If you live in the country, much of what I'm writing about is second nature for you, but not for city folk. Wildlife moving into the suburban areas is definitely more freakish.  As my husband and I walk most every day, we've seen some strange citings along the riverbank in our neighborhood the last few years.  Remember, we are land-locked in WV.  We are the northern-most southern state, and the southern-most northern state.  So, to see large turtles along the riverbank in WV, as well as blue heron.....
Large turtle, perched on rock at river's edge
Blue heron, in shallow waters of river's edge
Well, it's just plain weird.  That turtle remains in the water, even with recent freezing temperatures at night. Where does he go?  And we're only seeing one of his kind - so far.  The blue heron used to be a singular, but this year we're seeing a pair, as recent as this week.  I can only hope they will be competition to the Canadian geese!

I guess the good news is our water and air must be cleaner than it was in the past.  We live in a valley - a chemical valley at that - including DOW, DuPont, Monsanto, Bayer - to name just a few.  So, I suppose the glass half-full optimist would say our ecosystem is improving such that the wildlife is migrating here.  But the wild woman realist in me is saying, "go play in your own backyard, somewhere outside of city limits".  
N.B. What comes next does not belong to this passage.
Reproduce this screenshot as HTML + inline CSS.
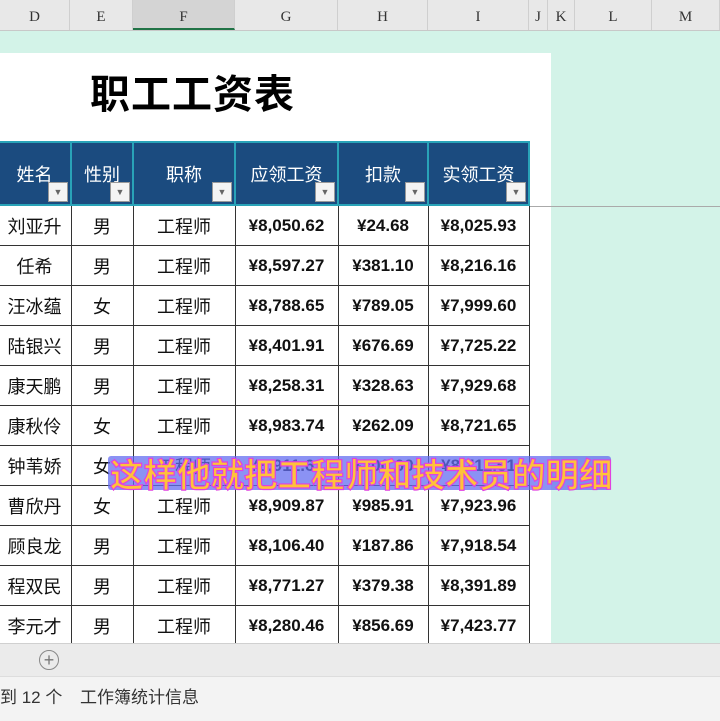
<!DOCTYPE html><html><head><meta charset="utf-8"><style>
body{margin:0;width:720px;height:720px;overflow:hidden;background:#d3f3e8;font-family:"Liberation Sans","Noto Sans CJK SC",sans-serif;position:relative}
.hdr{position:absolute;left:0;top:0;width:720px;height:30px;background:#e8e8e8;border-bottom:1px solid #c8c8c8}
.hdr div{position:absolute;top:0;height:30px;line-height:34px;text-align:center;font-family:"Liberation Serif",serif;font-size:15px;color:#333;border-right:1px solid #cfcfcf;box-sizing:border-box}
.sheet{position:absolute;left:0;top:53px;width:551px;height:590px;background:#fff}
.title{position:absolute;left:90px;top:62px;font-size:40px;font-weight:bold;color:#000;font-family:"Noto Sans CJK SC",sans-serif;letter-spacing:1px}
table{position:absolute;left:-3px;top:141px;border-collapse:collapse;font-family:"Liberation Sans","Noto Sans CJK SC",sans-serif}
td{border:1.5px solid #333;text-align:center;font-size:17px;font-weight:bold;height:39px;line-height:20px;padding:0;color:#111;vertical-align:middle}
td.c{font-weight:normal;font-size:18px;font-family:"Noto Sans CJK SC",sans-serif}
th{background:#1b4b7f;color:#fff;border:2px solid #29a3b8;font-weight:normal;font-size:18px;height:61px;position:relative;padding:0}
th span.dd{position:absolute;right:2px;bottom:2px;width:18px;height:18px;background:#f4f4f4;border:1px solid #999;color:#666;font-size:9px;line-height:18px}
.tabs{position:absolute;left:0;top:643px;width:720px;height:33px;background:#ebebeb;border-top:1px solid #d0d0d0}
.status{position:absolute;left:0;top:676px;width:720px;height:44px;background:#f3f3f3;border-top:1px solid #ddd;font-size:17px;color:#333}
.sub{position:absolute;left:108px;top:456px;height:34px;width:503px;background:rgba(100,110,240,.75);border-radius:3px}
.subt{position:absolute;left:110px;top:448px;font-size:33.5px;font-weight:bold;color:#ffc23a;font-family:"Noto Sans CJK SC",sans-serif;-webkit-text-stroke:1.2px #e040e0;white-space:nowrap}
</style></head><body>
<div class="hdr">
<div style="left:0;width:70px">D</div><div style="left:70px;width:63px">E</div><div style="left:133px;width:102px;background:#d4d4d4;border-bottom:2px solid #217346">F</div><div style="left:235px;width:103px">G</div><div style="left:338px;width:90px">H</div><div style="left:428px;width:101px">I</div><div style="left:529px;width:19px">J</div><div style="left:548px;width:27px">K</div><div style="left:575px;width:77px">L</div><div style="left:652px;width:68px">M</div>
</div>
<div class="sheet"></div>
<div class="title">职工工资表</div>
<div style="position:absolute;left:530px;top:206px;width:190px;height:1px;background:#aaa"></div>
<table>
<tr><th style="width:71px">姓名<span class="dd">▼</span></th><th style="width:60px">性别<span class="dd">▼</span></th><th style="width:100px">职称<span class="dd">▼</span></th><th style="width:101px">应领工资<span class="dd">▼</span></th><th style="width:88px">扣款<span class="dd">▼</span></th><th style="width:99px">实领工资<span class="dd">▼</span></th></tr>
<tr><td class="c">刘亚升</td><td class="c">男</td><td class="c">工程师</td><td>¥8,050.62</td><td>¥24.68</td><td>¥8,025.93</td></tr>
<tr><td class="c">任希</td><td class="c">男</td><td class="c">工程师</td><td>¥8,597.27</td><td>¥381.10</td><td>¥8,216.16</td></tr>
<tr><td class="c">汪冰蕴</td><td class="c">女</td><td class="c">工程师</td><td>¥8,788.65</td><td>¥789.05</td><td>¥7,999.60</td></tr>
<tr><td class="c">陆银兴</td><td class="c">男</td><td class="c">工程师</td><td>¥8,401.91</td><td>¥676.69</td><td>¥7,725.22</td></tr>
<tr><td class="c">康天鹏</td><td class="c">男</td><td class="c">工程师</td><td>¥8,258.31</td><td>¥328.63</td><td>¥7,929.68</td></tr>
<tr><td class="c">康秋伶</td><td class="c">女</td><td class="c">工程师</td><td>¥8,983.74</td><td>¥262.09</td><td>¥8,721.65</td></tr>
<tr><td class="c">钟苇娇</td><td class="c">女</td><td class="c">工程师</td><td>¥8,911.61</td><td>¥200.00</td><td>¥8,711.61</td></tr>
<tr><td class="c">曹欣丹</td><td class="c">女</td><td class="c">工程师</td><td>¥8,909.87</td><td>¥985.91</td><td>¥7,923.96</td></tr>
<tr><td class="c">顾良龙</td><td class="c">男</td><td class="c">工程师</td><td>¥8,106.40</td><td>¥187.86</td><td>¥7,918.54</td></tr>
<tr><td class="c">程双民</td><td class="c">男</td><td class="c">工程师</td><td>¥8,771.27</td><td>¥379.38</td><td>¥8,391.89</td></tr>
<tr><td class="c">李元才</td><td class="c">男</td><td class="c">工程师</td><td>¥8,280.46</td><td>¥856.69</td><td>¥7,423.77</td></tr>
</table>
<div class="sub"></div>
<div class="subt">这样他就把工程师和技术员的明细</div>
<div class="tabs"><div style="position:absolute;left:39px;top:6px;width:18px;height:18px;border:1.5px solid #888;border-radius:50%;text-align:center;line-height:18px;color:#777;font-size:18px">+</div></div>
<div class="status"><span style="position:absolute;left:0;top:6px">到 12 个</span><span style="position:absolute;left:80px;top:6px">工作簿统计信息</span></div>
</body></html>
I'd be happy if the geese would go away, or at least diminish.  And one thing's certain:  one item you WON'T see me decorating much with at Christmastime are geese.  If you ask me, the best goose is cooked goose, and I don't even like those!  And I used to have life-like, natural twig & rope deer in the landscape as holiday decor, but they're gone now.  I don't want the deer getting any ideas of my yard being party-central.